Noun – A painful emotion resulting from an awareness of inadequacy or guilt.
This little creature lives in your mind as a neural pathway of your brain. Its effect on you as a person is in direct correlation with whether this emotion has been fostered in you, or not. Not many choose to foster this for themselves; generally shame tends to be the unspoken property of the inner child.
As adults, shame is subjective; it goes by names like ego, pride and guilt but doesn’t show up as itself so readily. As children, shame takes on a very different connotation and can breed within a person a harmful tendency toward self-deprecation in its many and varied forms.
Each and every one of us has an inner child and an inner adult. Some children grow into their inner adult, some adults grow into their inner children; it is all relative to the work you do with them and your acceptance of the existence of them both. Beyond acceptance, respect for both of these people is a beautiful integration of SELF!
Knowing this, if you had a child in front of you, would you ever let them feel so awful? Would you allow a small child to carry such a weight, to misinterpret so fully that they are taking the blame and burdening themselves with the responsibility? I highly doubt it! I bet what you would likely see is a hurting child. Does this child have the capacity to deal with the situation they are telling you about? Are they really old enough to understand the full story of what they are experiencing? Are they old enough to allocate responsibility where it actually belongs?

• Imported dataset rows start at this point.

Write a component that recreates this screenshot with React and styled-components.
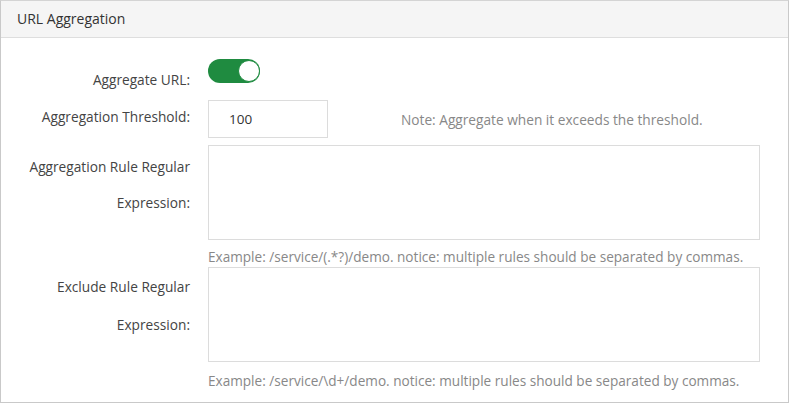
import React, { useState } from 'react';
import styled, { createGlobalStyle } from 'styled-components';

const GlobalStyle = createGlobalStyle`
  html, body {
    margin: 0;
    padding: 0;
    background: #fff;
  }
  body {
    font-family: "Open Sans", "Noto Sans", sans-serif;
    color: #333;
  }
`;

const Panel = styled.section`
  width: 789px;
  height: 403px;
  box-sizing: border-box;
  border: 1px solid #c9c9c9;
  border-top-color: #d4d4d4;
`;

const PanelHeader = styled.header`
  height: 37px;
  box-sizing: border-box;
  padding: 0 16px 1px;
  display: flex;
  align-items: center;
  background: #f5f5f5;
  border-bottom: 1px solid #dedede;
  font-size: 14px;
  color: #333;
`;

const Form = styled.div`
  padding-top: 21px;
`;

const Row = styled.div`
  display: flex;
  align-items: flex-start;
  margin-bottom: ${(p) => p.$gap || 0}px;
`;

const Label = styled.label`
  width: 189px;
  flex-shrink: 0;
  box-sizing: border-box;
  text-align: right;
  font-size: 13.7px;
  line-height: ${(p) => p.$lh || 20}px;
  padding-top: ${(p) => p.$top || 0}px;
  color: #444;
  white-space: nowrap;
`;

const Field = styled.div`
  margin-left: 18px;
  display: flex;
  flex-direction: column;
  align-items: flex-start;
`;

const Inline = styled.div`
  display: flex;
  align-items: center;
`;

const Track = styled.button`
  width: 52px;
  height: 24px;
  padding: 0;
  border: none;
  border-radius: 12px;
  background: ${(p) => (p.$on ? '#1f8b40' : '#ccc')};
  display: flex;
  align-items: center;
  justify-content: ${(p) => (p.$on ? 'flex-end' : 'flex-start')};
  cursor: pointer;
`;

const Knob = styled.span`
  width: 22px;
  height: 22px;
  box-sizing: border-box;
  border-radius: 50%;
  background: #fff;
  border: 1px solid ${(p) => (p.$on ? '#1f8b40' : '#ccc')};
`;

const TextInput = styled.input`
  width: 120px;
  height: 38px;
  box-sizing: border-box;
  border: 1px solid #dcdcdc;
  padding: 0 20px;
  font-family: inherit;
  font-size: 13.5px;
  color: #333;
  outline: none;
`;

const Note = styled.span`
  margin-left: 73px;
  font-size: 13.7px;
  color: #888;
`;

const TextArea = styled.textarea`
  width: 552px;
  height: 95px;
  box-sizing: border-box;
  border: 1px solid #dcdcdc;
  resize: none;
  font-family: inherit;
  outline: none;
  display: block;
`;

const Hint = styled.div`
  margin-top: ${(p) => p.$top || 7}px;
  font-size: 13.6px;
  color: #888;
  line-height: 20px;
  white-space: nowrap;
`;

export default function App() {
  const [on, setOn] = useState(true);
  return (
    <>
      <GlobalStyle />
      <Panel>
        <PanelHeader>URL Aggregation</PanelHeader>
        <Form>
          <Row $gap={10}>
            <Label $top={11}>Aggregate URL:</Label>
            <Field>
              <Track $on={on} onClick={() => setOn(!on)}>
                <Knob $on={on} />
              </Track>
            </Field>
          </Row>
          <Row $gap={7}>
            <Label $top={7}>Aggregation Threshold:</Label>
            <Field>
              <Inline>
                <TextInput defaultValue="100" />
                <Note>Note: Aggregate when it exceeds the threshold.</Note>
              </Inline>
            </Field>
          </Row>
          <Row>
            <Label $top={4} $lh={36}>
              Aggregation Rule Regular
              <br />
              Expression:
            </Label>
            <Field>
              <TextArea />
              <Hint>Example: /service/(.*?)/demo. notice: multiple rules should be separated by commas.</Hint>
            </Field>
          </Row>
          <Row>
            <Label $top={1} $lh={38}>
              Exclude Rule Regular
              <br />
              Expression:
            </Label>
            <Field>
              <TextArea />
              <Hint $top={9}>
                Example: /service/\d+/demo. notice: multiple rules should be separated by commas.
              </Hint>
            </Field>
          </Row>
        </Form>
      </Panel>
    </>
  );
}
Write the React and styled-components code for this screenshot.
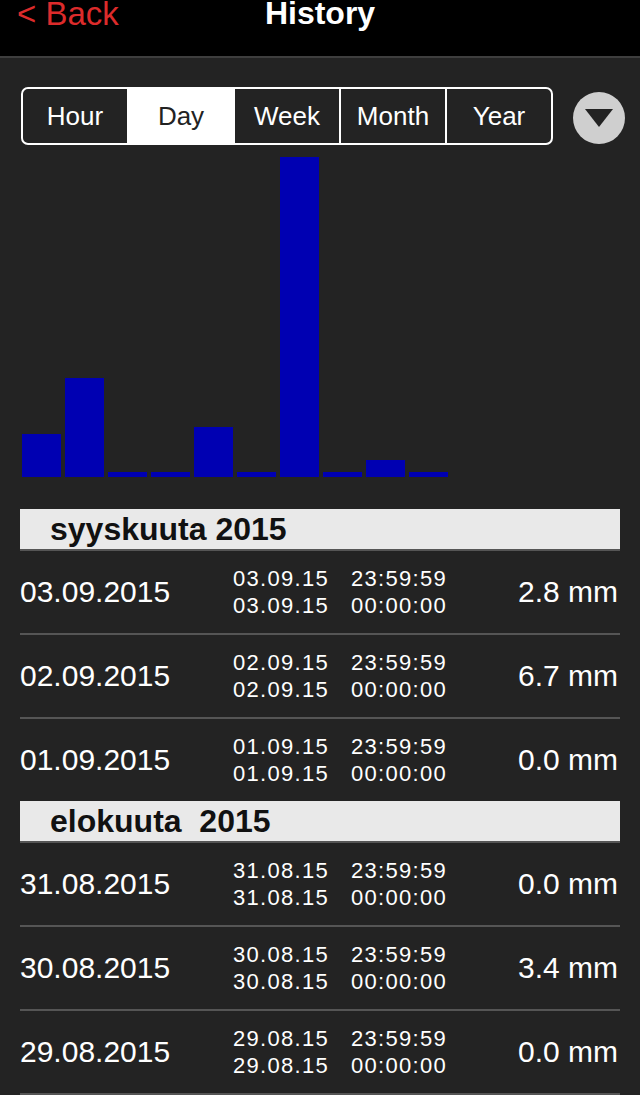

This is a perspective exercise that can help with many a dark night of the soul. Treat yourself as if you were a friend sitting across from you in your living room, spilling their beans about their dilemmas – this is a profound tool because humans tend to find it easier to solve the problems of others more than their own. Try it sometime!
We all have a shame voice. It is a distasteful sound and it is easier, as with many distasteful things, to push it away. The thing about mental voices you push away though, is they can come back with a vengeance in the body and before you know it, that teeny, icky voice has hurt your shoulder, has torn a disc in your back or become cancer. Worse still, you could hurt someone else. Un-nurtured emotions fester. What begins as tiny neural pathways invisible to the naked eye can end up a highway to destruction if love and sense do not intervene…
It is perfectly okay to have a shame voice, it is even perfectly okay to hear it and know it and talk to it. Accept within yourself that this is, by default or otherwise, a part of you. Don’t be afraid to look at what it shows you – sure that could be ugly, but it is in the past and so can be used to learn from. Looking at this as an objective third person really helps to distinguish whether the shame is real and something you need to take action on or something that doesn’t even really add up or matter that much in the long run. Does it really have anything to do with whom you want to be in the world today?
‘You’re braver than you believe, and stronger than you seem, and smarter than you think’ – Christopher Robin
With this distinction comes the possibility to let shame go; moreover, to let shame be. Can you let it come to the surface? Can you sit with it and discuss its intricacies? Can you let go of that corseted feeling it causes inside you? When? Could you even do it now? GO FOR IT!